EXCERPTED DATA>
▬▬▬▬▬▬▬▬▬▬

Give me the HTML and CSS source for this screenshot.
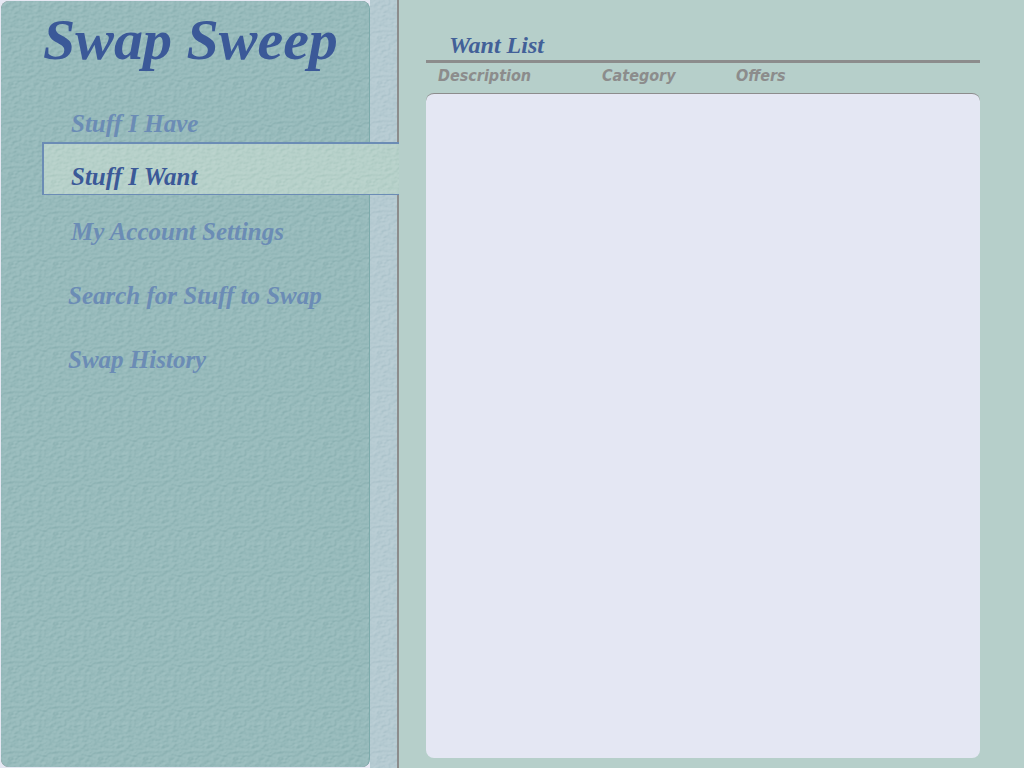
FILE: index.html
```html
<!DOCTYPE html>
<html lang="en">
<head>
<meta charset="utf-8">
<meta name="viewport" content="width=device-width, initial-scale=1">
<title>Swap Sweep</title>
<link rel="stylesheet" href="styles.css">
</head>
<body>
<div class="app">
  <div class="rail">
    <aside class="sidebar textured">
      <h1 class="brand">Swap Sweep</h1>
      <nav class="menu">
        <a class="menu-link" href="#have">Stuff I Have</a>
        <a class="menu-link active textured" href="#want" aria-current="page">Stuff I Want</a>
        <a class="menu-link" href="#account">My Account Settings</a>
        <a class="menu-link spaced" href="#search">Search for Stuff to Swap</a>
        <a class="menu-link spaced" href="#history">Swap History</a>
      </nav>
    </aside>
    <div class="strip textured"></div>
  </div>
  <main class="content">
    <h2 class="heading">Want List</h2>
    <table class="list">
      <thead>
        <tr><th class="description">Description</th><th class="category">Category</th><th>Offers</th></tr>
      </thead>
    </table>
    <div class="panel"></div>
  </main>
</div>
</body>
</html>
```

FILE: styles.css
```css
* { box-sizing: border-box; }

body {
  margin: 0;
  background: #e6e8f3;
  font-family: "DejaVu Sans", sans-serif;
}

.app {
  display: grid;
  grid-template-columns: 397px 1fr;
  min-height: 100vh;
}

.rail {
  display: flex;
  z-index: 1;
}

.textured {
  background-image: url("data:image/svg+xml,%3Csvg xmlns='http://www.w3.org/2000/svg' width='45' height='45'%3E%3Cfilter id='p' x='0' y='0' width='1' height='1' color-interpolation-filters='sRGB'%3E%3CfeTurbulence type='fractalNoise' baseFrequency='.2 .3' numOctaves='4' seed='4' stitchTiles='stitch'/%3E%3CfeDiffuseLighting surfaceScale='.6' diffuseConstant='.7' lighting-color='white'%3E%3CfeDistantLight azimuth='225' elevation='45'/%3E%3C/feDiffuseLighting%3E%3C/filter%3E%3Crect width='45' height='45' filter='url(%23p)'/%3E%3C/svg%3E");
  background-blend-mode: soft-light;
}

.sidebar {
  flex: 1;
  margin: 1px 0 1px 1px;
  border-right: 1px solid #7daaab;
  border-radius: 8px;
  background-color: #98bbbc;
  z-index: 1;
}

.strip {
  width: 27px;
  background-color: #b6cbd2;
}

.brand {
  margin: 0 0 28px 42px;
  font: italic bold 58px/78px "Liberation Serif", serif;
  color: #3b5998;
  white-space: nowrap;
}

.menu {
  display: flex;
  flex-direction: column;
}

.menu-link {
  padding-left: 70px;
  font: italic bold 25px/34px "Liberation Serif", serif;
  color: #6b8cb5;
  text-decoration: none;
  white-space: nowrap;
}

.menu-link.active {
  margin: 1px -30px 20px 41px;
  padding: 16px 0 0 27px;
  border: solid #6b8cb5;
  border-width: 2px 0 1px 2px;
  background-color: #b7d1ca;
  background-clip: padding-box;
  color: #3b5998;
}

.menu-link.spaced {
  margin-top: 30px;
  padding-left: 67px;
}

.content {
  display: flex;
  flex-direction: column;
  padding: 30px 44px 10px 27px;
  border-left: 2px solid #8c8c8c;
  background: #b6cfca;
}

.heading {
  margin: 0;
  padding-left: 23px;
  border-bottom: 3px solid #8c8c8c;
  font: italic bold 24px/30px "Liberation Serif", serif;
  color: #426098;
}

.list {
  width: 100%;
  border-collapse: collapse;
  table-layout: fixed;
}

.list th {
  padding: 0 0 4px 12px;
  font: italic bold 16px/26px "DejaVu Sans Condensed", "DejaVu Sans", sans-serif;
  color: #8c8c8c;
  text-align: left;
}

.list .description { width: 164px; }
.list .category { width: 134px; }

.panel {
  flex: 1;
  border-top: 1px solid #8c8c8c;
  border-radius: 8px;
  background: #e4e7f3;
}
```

▬▬▬▬▬▬▬▬▬▬

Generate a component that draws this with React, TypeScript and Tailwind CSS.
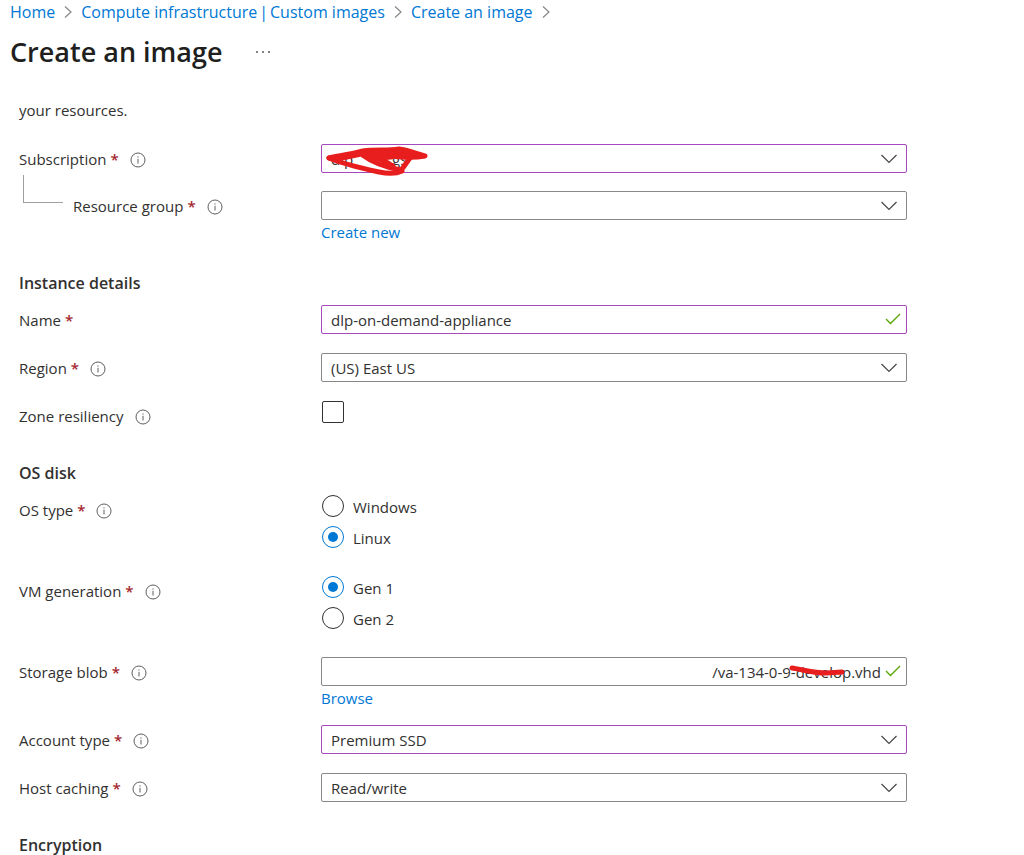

▬▬▬▬▬▬▬▬▬▬

SET EXERCISE> From the listing above, copy every line that holds the string "this".

COMPLETED EXERCISE>
Give me the HTML and CSS source for this screenshot.
Generate a component that draws this with React, TypeScript and Tailwind CSS.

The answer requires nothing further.